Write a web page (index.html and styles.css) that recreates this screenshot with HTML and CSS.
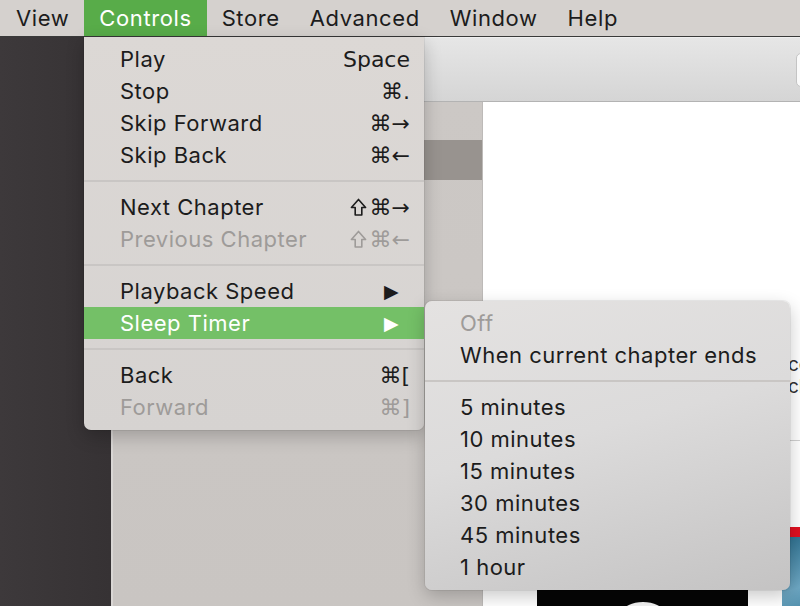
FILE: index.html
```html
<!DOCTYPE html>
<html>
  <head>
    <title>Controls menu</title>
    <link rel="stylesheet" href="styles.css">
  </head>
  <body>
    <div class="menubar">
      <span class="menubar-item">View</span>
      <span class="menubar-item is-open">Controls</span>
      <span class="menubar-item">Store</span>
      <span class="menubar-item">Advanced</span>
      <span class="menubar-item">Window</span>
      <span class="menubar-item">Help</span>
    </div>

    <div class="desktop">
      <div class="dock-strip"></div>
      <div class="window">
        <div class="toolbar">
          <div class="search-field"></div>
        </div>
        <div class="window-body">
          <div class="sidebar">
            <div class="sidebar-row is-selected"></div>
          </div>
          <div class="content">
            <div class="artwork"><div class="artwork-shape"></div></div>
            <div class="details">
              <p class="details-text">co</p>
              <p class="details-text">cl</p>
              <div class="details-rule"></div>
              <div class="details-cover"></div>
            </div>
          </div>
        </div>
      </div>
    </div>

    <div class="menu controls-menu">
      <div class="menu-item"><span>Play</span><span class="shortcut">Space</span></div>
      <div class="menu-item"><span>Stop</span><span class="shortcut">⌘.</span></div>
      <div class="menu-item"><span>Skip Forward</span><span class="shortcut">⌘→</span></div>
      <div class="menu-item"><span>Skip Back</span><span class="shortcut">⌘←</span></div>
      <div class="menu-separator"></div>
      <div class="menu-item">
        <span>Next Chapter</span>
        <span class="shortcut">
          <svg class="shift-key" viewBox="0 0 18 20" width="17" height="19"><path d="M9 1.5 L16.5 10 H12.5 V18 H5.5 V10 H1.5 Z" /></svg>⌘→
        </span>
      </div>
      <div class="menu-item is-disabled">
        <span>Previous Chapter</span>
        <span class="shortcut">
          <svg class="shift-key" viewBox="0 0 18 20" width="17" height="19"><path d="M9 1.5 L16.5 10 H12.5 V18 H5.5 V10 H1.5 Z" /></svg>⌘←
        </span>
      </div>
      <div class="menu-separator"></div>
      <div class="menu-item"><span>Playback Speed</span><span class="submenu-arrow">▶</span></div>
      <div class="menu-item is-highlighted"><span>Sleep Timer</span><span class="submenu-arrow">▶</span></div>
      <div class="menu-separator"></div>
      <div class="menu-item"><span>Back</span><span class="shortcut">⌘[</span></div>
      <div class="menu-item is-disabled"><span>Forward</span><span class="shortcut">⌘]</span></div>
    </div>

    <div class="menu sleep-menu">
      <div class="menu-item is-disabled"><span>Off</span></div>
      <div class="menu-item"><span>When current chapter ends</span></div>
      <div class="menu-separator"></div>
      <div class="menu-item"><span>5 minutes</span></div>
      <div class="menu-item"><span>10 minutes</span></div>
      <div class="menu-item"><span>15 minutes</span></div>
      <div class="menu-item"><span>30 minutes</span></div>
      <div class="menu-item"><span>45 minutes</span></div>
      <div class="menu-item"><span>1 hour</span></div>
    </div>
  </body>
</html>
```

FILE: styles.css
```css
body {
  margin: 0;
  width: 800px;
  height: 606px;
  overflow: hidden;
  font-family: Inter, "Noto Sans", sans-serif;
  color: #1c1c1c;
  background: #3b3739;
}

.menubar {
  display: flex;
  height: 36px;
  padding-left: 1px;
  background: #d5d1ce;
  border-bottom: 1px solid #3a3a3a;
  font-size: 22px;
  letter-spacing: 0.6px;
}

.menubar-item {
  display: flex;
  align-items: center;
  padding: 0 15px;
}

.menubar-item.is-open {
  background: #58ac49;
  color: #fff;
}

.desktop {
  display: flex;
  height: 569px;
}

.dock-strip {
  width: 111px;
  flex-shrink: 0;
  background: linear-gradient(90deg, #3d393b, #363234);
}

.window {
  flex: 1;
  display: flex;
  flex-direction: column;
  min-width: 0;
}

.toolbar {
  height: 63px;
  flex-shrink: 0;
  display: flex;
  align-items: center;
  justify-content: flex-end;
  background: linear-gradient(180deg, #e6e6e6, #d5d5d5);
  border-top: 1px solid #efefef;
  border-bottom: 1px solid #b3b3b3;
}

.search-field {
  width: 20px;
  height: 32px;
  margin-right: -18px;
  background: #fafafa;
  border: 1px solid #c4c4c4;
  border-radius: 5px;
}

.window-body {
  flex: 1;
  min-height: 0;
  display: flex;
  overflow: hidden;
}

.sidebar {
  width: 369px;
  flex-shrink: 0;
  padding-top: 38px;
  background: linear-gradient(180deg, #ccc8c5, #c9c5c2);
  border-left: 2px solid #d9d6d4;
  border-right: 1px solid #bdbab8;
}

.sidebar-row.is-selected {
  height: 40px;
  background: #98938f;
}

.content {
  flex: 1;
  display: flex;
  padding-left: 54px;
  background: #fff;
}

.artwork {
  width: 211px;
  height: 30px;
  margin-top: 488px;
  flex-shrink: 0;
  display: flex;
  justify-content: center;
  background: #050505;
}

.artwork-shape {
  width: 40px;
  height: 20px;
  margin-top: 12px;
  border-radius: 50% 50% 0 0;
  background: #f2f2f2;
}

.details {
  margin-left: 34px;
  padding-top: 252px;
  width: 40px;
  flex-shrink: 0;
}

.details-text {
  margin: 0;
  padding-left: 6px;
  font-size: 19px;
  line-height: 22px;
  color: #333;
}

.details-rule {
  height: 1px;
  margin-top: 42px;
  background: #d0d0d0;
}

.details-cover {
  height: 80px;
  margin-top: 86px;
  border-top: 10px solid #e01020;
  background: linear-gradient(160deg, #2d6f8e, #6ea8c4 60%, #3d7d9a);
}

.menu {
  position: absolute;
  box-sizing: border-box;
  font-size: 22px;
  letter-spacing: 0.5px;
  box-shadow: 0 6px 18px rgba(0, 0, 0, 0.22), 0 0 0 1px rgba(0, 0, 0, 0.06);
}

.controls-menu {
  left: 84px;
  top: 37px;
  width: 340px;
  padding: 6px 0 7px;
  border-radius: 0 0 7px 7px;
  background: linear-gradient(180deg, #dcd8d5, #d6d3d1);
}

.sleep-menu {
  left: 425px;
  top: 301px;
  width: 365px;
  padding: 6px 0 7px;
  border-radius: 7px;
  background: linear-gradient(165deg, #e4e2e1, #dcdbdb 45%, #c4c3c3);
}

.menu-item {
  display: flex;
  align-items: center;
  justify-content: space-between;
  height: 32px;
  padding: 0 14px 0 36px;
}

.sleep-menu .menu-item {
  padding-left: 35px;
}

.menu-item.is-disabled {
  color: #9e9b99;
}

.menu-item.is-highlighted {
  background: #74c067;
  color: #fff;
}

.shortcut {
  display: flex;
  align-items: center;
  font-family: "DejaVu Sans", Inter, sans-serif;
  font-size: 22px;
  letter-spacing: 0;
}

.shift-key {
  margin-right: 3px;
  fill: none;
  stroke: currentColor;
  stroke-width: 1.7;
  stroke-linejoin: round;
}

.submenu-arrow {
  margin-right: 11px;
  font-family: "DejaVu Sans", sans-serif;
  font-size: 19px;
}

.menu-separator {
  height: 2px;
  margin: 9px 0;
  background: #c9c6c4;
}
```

=-=-=

Given exercise:
Make an exact copy of all the material, but keep the pictures out of it.

Output of the task:
Write a web page (index.html and styles.css) that recreates this screenshot with HTML and CSS.
FILE: index.html
```html
<!DOCTYPE html>
<html>
  <head>
    <title>Controls menu</title>
    <link rel="stylesheet" href="styles.css">
  </head>
  <body>
    <div class="menubar">
      <span class="menubar-item">View</span>
      <span class="menubar-item is-open">Controls</span>
      <span class="menubar-item">Store</span>
      <span class="menubar-item">Advanced</span>
      <span class="menubar-item">Window</span>
      <span class="menubar-item">Help</span>
    </div>

    <div class="desktop">
      <div class="dock-strip"></div>
      <div class="window">
        <div class="toolbar">
          <div class="search-field"></div>
        </div>
        <div class="window-body">
          <div class="sidebar">
            <div class="sidebar-row is-selected"></div>
          </div>
          <div class="content">
            <div class="artwork"><div class="artwork-shape"></div></div>
            <div class="details">
              <p class="details-text">co</p>
              <p class="details-text">cl</p>
              <div class="details-rule"></div>
              <div class="details-cover"></div>
            </div>
          </div>
        </div>
      </div>
    </div>

    <div class="menu controls-menu">
      <div class="menu-item"><span>Play</span><span class="shortcut">Space</span></div>
      <div class="menu-item"><span>Stop</span><span class="shortcut">⌘.</span></div>
      <div class="menu-item"><span>Skip Forward</span><span class="shortcut">⌘→</span></div>
      <div class="menu-item"><span>Skip Back</span><span class="shortcut">⌘←</span></div>
      <div class="menu-separator"></div>
      <div class="menu-item">
        <span>Next Chapter</span>
        <span class="shortcut">
          <svg class="shift-key" viewBox="0 0 18 20" width="17" height="19"><path d="M9 1.5 L16.5 10 H12.5 V18 H5.5 V10 H1.5 Z" /></svg>⌘→
        </span>
      </div>
      <div class="menu-item is-disabled">
        <span>Previous Chapter</span>
        <span class="shortcut">
          <svg class="shift-key" viewBox="0 0 18 20" width="17" height="19"><path d="M9 1.5 L16.5 10 H12.5 V18 H5.5 V10 H1.5 Z" /></svg>⌘←
        </span>
      </div>
      <div class="menu-separator"></div>
      <div class="menu-item"><span>Playback Speed</span><span class="submenu-arrow">▶</span></div>
      <div class="menu-item is-highlighted"><span>Sleep Timer</span><span class="submenu-arrow">▶</span></div>
      <div class="menu-separator"></div>
      <div class="menu-item"><span>Back</span><span class="shortcut">⌘[</span></div>
      <div class="menu-item is-disabled"><span>Forward</span><span class="shortcut">⌘]</span></div>
    </div>

    <div class="menu sleep-menu">
      <div class="menu-item is-disabled"><span>Off</span></div>
      <div class="menu-item"><span>When current chapter ends</span></div>
      <div class="menu-separator"></div>
      <div class="menu-item"><span>5 minutes</span></div>
      <div class="menu-item"><span>10 minutes</span></div>
      <div class="menu-item"><span>15 minutes</span></div>
      <div class="menu-item"><span>30 minutes</span></div>
      <div class="menu-item"><span>45 minutes</span></div>
      <div class="menu-item"><span>1 hour</span></div>
    </div>
  </body>
</html>
```

FILE: styles.css
```css
body {
  margin: 0;
  width: 800px;
  height: 606px;
  overflow: hidden;
  font-family: Inter, "Noto Sans", sans-serif;
  color: #1c1c1c;
  background: #3b3739;
}

.menubar {
  display: flex;
  height: 36px;
  padding-left: 1px;
  background: #d5d1ce;
  border-bottom: 1px solid #3a3a3a;
  font-size: 22px;
  letter-spacing: 0.6px;
}

.menubar-item {
  display: flex;
  align-items: center;
  padding: 0 15px;
}

.menubar-item.is-open {
  background: #58ac49;
  color: #fff;
}

.desktop {
  display: flex;
  height: 569px;
}

.dock-strip {
  width: 111px;
  flex-shrink: 0;
  background: linear-gradient(90deg, #3d393b, #363234);
}

.window {
  flex: 1;
  display: flex;
  flex-direction: column;
  min-width: 0;
}

.toolbar {
  height: 63px;
  flex-shrink: 0;
  display: flex;
  align-items: center;
  justify-content: flex-end;
  background: linear-gradient(180deg, #e6e6e6, #d5d5d5);
  border-top: 1px solid #efefef;
  border-bottom: 1px solid #b3b3b3;
}

.search-field {
  width: 20px;
  height: 32px;
  margin-right: -18px;
  background: #fafafa;
  border: 1px solid #c4c4c4;
  border-radius: 5px;
}

.window-body {
  flex: 1;
  min-height: 0;
  display: flex;
  overflow: hidden;
}

.sidebar {
  width: 369px;
  flex-shrink: 0;
  padding-top: 38px;
  background: linear-gradient(180deg, #ccc8c5, #c9c5c2);
  border-left: 2px solid #d9d6d4;
  border-right: 1px solid #bdbab8;
}

.sidebar-row.is-selected {
  height: 40px;
  background: #98938f;
}

.content {
  flex: 1;
  display: flex;
  padding-left: 54px;
  background: #fff;
}

.artwork {
  width: 211px;
  height: 30px;
  margin-top: 488px;
  flex-shrink: 0;
  display: flex;
  justify-content: center;
  background: #050505;
}

.artwork-shape {
  width: 40px;
  height: 20px;
  margin-top: 12px;
  border-radius: 50% 50% 0 0;
  background: #f2f2f2;
}

.details {
  margin-left: 34px;
  padding-top: 252px;
  width: 40px;
  flex-shrink: 0;
}

.details-text {
  margin: 0;
  padding-left: 6px;
  font-size: 19px;
  line-height: 22px;
  color: #333;
}

.details-rule {
  height: 1px;
  margin-top: 42px;
  background: #d0d0d0;
}

.details-cover {
  height: 80px;
  margin-top: 86px;
  border-top: 10px solid #e01020;
  background: linear-gradient(160deg, #2d6f8e, #6ea8c4 60%, #3d7d9a);
}

.menu {
  position: absolute;
  box-sizing: border-box;
  font-size: 22px;
  letter-spacing: 0.5px;
  box-shadow: 0 6px 18px rgba(0, 0, 0, 0.22), 0 0 0 1px rgba(0, 0, 0, 0.06);
}

.controls-menu {
  left: 84px;
  top: 37px;
  width: 340px;
  padding: 6px 0 7px;
  border-radius: 0 0 7px 7px;
  background: linear-gradient(180deg, #dcd8d5, #d6d3d1);
}

.sleep-menu {
  left: 425px;
  top: 301px;
  width: 365px;
  padding: 6px 0 7px;
  border-radius: 7px;
  background: linear-gradient(165deg, #e4e2e1, #dcdbdb 45%, #c4c3c3);
}

.menu-item {
  display: flex;
  align-items: center;
  justify-content: space-between;
  height: 32px;
  padding: 0 14px 0 36px;
}

.sleep-menu .menu-item {
  padding-left: 35px;
}

.menu-item.is-disabled {
  color: #9e9b99;
}

.menu-item.is-highlighted {
  background: #74c067;
  color: #fff;
}

.shortcut {
  display: flex;
  align-items: center;
  font-family: "DejaVu Sans", Inter, sans-serif;
  font-size: 22px;
  letter-spacing: 0;
}

.shift-key {
  margin-right: 3px;
  fill: none;
  stroke: currentColor;
  stroke-width: 1.7;
  stroke-linejoin: round;
}

.submenu-arrow {
  margin-right: 11px;
  font-family: "DejaVu Sans", sans-serif;
  font-size: 19px;
}

.menu-separator {
  height: 2px;
  margin: 9px 0;
  background: #c9c6c4;
}
```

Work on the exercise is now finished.